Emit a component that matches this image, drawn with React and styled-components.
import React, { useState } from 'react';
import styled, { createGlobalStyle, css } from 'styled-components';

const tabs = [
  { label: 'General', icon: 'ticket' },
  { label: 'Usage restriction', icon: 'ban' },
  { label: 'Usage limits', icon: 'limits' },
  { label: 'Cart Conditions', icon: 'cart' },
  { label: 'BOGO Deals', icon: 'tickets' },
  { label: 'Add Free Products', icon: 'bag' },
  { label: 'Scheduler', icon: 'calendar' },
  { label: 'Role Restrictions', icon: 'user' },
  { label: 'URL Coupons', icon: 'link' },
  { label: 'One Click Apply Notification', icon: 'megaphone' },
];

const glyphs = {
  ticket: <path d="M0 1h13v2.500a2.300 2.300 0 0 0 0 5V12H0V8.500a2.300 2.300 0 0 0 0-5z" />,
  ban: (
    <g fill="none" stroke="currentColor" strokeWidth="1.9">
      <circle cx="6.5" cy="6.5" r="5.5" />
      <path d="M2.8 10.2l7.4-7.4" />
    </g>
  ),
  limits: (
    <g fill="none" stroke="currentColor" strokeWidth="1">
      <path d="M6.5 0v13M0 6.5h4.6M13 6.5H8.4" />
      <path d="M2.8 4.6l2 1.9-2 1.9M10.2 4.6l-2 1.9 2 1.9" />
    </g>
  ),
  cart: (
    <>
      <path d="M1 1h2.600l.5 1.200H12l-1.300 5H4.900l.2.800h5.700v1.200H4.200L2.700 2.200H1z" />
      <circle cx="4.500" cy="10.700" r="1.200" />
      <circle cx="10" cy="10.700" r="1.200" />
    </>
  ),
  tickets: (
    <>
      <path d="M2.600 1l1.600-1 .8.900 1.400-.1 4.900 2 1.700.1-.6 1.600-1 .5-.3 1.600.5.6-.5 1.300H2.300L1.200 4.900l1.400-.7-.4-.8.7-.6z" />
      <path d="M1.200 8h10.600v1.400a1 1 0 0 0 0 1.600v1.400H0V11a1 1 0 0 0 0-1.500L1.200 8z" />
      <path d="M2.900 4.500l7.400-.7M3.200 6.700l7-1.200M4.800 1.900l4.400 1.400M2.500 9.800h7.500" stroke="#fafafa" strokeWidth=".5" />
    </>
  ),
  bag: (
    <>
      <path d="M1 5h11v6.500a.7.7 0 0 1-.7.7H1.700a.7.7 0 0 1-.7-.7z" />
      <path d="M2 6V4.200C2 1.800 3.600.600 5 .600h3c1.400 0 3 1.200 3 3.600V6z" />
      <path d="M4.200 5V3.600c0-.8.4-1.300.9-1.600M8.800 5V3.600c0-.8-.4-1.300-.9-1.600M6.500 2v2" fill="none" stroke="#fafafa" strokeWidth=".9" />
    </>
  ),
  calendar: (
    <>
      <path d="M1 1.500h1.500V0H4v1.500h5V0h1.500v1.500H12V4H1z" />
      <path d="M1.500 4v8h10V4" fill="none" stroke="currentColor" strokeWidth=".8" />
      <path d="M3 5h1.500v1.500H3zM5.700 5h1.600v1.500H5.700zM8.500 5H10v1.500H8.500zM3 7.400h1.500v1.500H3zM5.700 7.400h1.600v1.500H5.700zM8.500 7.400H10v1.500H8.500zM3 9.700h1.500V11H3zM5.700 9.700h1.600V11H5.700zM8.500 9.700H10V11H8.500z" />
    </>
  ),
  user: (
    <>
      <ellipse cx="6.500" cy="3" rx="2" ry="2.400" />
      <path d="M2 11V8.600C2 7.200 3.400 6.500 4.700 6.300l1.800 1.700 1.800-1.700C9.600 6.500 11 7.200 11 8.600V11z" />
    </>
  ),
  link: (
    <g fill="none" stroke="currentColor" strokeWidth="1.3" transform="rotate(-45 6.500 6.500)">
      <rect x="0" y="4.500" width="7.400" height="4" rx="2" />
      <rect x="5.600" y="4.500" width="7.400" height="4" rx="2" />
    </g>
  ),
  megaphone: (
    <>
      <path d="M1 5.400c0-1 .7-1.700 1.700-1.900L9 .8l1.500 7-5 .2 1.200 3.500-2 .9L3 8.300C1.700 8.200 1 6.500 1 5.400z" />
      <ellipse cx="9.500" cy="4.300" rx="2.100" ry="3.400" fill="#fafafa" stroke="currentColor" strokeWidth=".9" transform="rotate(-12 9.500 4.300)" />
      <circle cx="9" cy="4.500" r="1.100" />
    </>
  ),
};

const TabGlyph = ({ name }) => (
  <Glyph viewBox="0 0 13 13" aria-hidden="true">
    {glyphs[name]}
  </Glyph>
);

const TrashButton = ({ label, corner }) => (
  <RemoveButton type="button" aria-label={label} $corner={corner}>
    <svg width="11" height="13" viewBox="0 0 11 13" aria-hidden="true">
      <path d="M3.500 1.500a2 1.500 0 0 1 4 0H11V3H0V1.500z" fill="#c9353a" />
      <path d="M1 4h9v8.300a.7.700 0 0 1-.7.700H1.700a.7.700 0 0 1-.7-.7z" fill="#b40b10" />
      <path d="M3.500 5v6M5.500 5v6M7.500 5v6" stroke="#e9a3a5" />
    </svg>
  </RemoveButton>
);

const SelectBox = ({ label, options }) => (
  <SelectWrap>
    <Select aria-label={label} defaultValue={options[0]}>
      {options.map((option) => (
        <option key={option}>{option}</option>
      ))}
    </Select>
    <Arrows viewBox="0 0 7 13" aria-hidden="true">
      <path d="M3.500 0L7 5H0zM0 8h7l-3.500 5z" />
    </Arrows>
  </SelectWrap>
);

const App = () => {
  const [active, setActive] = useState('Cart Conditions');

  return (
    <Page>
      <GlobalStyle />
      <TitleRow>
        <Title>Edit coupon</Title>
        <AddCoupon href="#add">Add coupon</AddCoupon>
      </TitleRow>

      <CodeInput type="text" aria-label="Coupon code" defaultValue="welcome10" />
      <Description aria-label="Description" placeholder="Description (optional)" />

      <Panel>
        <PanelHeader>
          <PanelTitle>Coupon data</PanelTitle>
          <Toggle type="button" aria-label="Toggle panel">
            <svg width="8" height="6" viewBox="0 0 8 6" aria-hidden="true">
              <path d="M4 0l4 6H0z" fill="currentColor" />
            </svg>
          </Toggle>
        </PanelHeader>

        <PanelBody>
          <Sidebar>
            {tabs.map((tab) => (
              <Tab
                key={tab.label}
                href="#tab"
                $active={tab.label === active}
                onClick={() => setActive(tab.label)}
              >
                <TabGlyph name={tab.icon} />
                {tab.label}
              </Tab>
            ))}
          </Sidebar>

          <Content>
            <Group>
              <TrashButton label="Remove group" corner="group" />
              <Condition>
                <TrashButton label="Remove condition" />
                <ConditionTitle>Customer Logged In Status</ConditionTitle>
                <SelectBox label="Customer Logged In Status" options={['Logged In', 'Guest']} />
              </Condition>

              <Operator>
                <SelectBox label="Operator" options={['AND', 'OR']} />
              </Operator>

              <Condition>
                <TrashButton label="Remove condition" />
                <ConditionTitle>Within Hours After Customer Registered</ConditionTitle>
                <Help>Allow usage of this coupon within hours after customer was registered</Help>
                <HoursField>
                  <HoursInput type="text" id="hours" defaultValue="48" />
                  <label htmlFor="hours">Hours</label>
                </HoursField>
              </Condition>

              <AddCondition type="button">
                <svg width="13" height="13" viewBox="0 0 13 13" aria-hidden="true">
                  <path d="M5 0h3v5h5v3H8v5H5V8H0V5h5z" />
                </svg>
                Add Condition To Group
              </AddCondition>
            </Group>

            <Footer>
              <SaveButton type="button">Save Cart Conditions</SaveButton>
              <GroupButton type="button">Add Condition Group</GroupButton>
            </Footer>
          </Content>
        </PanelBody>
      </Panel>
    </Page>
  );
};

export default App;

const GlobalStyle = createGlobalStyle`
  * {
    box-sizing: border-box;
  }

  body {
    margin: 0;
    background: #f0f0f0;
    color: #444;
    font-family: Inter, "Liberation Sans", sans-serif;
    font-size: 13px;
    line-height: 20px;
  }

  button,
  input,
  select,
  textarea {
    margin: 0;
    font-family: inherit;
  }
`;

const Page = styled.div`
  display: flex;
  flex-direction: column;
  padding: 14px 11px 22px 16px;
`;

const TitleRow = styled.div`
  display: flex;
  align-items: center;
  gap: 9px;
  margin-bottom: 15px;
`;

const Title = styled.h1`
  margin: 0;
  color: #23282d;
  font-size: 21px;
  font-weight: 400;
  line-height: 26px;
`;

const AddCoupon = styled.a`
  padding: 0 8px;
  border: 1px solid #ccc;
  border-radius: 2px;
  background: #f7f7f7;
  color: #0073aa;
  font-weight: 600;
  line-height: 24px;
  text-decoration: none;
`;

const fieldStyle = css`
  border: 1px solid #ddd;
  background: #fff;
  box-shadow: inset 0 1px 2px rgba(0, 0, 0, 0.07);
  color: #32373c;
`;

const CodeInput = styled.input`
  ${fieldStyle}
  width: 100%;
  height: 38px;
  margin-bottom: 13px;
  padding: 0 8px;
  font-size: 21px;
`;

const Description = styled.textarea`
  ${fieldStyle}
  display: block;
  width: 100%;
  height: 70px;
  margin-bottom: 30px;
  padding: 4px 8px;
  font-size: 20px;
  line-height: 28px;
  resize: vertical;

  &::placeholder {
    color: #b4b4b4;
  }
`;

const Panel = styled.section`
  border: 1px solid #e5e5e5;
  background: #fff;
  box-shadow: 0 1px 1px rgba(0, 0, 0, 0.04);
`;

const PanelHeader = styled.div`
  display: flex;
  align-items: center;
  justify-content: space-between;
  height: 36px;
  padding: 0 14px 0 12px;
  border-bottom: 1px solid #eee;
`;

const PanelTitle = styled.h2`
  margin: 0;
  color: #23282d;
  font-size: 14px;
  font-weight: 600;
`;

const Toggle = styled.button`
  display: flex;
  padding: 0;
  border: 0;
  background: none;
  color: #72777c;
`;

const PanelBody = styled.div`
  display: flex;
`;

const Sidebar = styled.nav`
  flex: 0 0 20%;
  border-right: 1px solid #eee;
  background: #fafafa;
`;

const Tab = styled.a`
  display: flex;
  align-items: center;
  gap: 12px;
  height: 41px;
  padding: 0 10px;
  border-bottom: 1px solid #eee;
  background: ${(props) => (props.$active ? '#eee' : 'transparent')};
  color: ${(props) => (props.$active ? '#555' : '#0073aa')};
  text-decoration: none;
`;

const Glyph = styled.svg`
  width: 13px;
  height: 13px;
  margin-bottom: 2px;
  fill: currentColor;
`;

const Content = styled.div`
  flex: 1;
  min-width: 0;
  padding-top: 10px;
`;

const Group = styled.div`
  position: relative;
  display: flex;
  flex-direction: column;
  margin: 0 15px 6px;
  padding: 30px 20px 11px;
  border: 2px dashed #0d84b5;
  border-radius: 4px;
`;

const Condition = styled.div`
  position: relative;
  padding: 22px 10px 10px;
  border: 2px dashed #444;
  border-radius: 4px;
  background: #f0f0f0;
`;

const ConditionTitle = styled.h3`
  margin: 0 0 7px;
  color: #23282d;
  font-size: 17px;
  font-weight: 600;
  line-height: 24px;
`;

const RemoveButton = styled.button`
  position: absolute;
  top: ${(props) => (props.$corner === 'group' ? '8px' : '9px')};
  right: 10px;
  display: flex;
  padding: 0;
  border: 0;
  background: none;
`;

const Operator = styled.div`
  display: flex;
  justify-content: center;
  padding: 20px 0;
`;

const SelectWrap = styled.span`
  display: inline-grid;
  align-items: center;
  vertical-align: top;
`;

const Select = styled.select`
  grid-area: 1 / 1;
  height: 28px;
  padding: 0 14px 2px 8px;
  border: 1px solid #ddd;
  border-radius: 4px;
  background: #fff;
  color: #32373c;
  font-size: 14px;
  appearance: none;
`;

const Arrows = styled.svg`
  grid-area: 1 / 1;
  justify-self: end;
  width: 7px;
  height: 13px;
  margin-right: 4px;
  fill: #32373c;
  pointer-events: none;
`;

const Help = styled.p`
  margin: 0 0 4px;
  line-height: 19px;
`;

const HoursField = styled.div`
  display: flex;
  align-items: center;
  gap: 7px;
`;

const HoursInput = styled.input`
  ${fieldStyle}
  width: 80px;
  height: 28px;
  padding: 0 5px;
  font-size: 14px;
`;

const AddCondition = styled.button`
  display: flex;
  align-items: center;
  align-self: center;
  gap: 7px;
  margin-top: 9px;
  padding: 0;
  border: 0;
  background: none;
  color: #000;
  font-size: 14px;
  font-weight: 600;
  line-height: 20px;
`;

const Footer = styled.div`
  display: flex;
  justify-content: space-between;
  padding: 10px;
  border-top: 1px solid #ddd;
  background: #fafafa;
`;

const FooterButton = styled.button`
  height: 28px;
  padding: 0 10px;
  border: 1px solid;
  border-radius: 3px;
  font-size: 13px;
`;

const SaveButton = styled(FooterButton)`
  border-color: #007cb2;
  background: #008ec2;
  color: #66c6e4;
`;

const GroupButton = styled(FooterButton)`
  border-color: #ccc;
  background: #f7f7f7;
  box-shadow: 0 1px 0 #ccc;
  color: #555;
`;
○ ○ ○
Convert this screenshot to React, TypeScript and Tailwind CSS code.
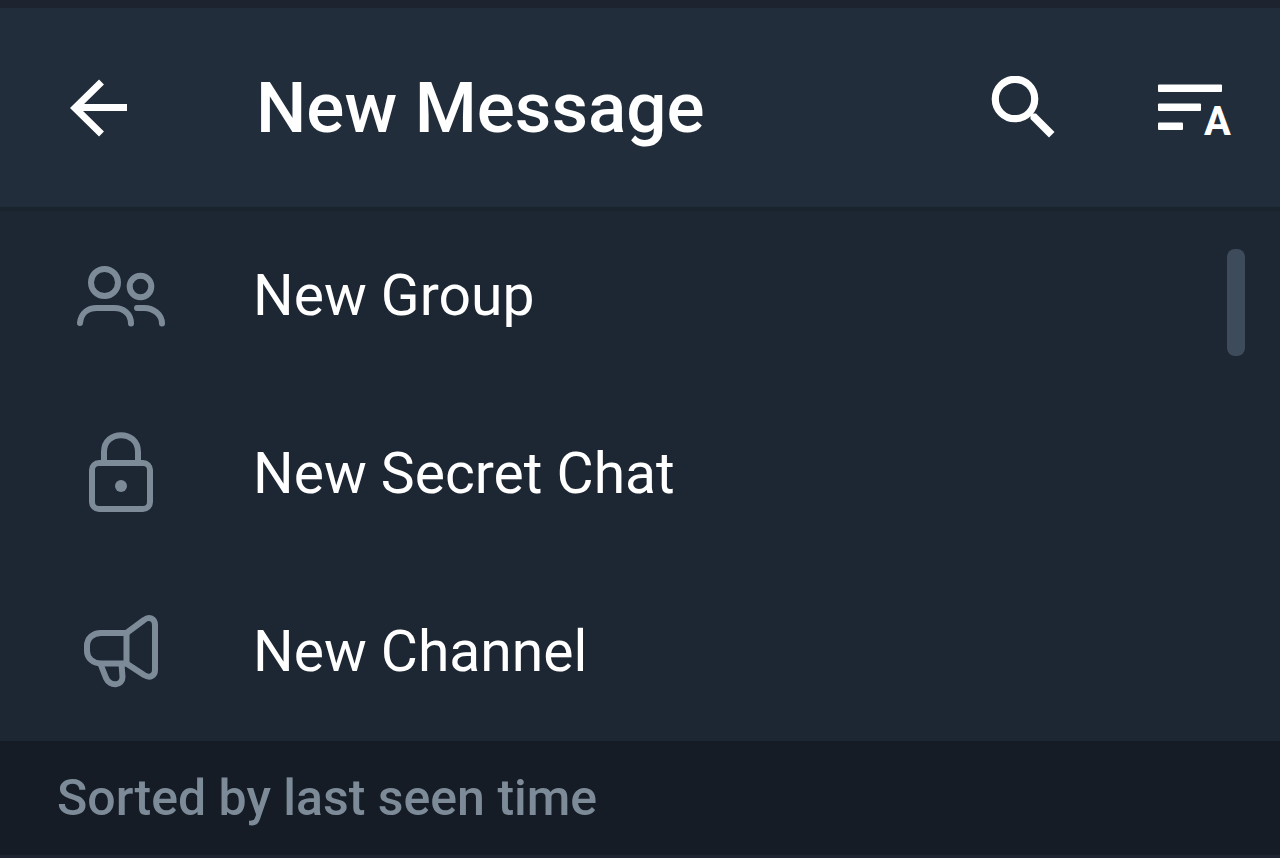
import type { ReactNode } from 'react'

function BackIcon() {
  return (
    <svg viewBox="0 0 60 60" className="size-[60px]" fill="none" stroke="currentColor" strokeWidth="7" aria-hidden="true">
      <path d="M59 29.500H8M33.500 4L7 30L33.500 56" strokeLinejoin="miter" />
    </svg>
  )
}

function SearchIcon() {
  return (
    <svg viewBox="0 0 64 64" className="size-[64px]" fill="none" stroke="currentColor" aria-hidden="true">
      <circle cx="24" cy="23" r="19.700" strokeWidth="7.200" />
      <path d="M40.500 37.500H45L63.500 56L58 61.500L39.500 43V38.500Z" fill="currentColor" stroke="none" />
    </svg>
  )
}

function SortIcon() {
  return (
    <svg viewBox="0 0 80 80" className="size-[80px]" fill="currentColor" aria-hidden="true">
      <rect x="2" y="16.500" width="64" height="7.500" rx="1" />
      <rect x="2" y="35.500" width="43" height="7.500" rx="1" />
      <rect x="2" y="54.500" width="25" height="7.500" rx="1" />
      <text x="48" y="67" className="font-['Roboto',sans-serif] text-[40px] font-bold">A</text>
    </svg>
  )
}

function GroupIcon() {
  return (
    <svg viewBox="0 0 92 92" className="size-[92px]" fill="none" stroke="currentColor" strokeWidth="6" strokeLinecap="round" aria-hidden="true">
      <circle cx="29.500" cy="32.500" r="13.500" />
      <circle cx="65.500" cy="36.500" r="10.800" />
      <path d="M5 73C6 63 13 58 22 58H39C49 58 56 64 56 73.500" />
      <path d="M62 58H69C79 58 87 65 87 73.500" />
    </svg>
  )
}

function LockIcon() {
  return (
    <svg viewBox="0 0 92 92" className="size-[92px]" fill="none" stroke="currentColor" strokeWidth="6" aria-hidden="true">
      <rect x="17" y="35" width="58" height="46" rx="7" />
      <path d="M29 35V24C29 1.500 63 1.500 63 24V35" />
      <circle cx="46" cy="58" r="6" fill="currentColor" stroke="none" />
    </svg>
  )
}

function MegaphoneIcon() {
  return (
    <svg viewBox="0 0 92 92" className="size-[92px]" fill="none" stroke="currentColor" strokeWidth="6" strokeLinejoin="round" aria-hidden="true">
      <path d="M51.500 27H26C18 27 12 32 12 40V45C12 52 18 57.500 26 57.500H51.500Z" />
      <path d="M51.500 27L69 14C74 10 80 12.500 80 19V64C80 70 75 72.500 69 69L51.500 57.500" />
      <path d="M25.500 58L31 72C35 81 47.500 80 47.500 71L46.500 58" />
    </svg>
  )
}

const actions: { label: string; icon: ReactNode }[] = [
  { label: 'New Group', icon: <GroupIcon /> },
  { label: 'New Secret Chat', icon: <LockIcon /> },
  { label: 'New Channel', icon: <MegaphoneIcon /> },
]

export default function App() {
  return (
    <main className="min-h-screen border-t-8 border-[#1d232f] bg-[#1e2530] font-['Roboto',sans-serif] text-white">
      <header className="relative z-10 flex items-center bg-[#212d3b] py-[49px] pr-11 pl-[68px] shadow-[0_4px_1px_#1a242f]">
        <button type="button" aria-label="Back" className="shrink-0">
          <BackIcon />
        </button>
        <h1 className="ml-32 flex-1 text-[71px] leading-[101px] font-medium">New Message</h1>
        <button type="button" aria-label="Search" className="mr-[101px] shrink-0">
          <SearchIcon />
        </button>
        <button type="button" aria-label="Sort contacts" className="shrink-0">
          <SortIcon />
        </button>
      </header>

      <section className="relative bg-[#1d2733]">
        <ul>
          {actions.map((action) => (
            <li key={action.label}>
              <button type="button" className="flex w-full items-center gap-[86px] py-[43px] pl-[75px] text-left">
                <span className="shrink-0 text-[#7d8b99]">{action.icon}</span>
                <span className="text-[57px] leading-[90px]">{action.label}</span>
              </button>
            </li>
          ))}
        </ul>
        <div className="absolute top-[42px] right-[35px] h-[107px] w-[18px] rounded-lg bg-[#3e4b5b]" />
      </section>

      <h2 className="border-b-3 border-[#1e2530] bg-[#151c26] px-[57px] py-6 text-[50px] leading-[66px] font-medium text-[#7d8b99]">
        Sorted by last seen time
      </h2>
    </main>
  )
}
○ ○ ○
## Problem requirements
Find all the lines containing "this" in the material, then copy them.

## Completed exercise
Emit a component that matches this image, drawn with React and styled-components.
                <Help>Allow usage of this coupon within hours after customer was registered</Help>
Convert this screenshot to React, TypeScript and Tailwind CSS code.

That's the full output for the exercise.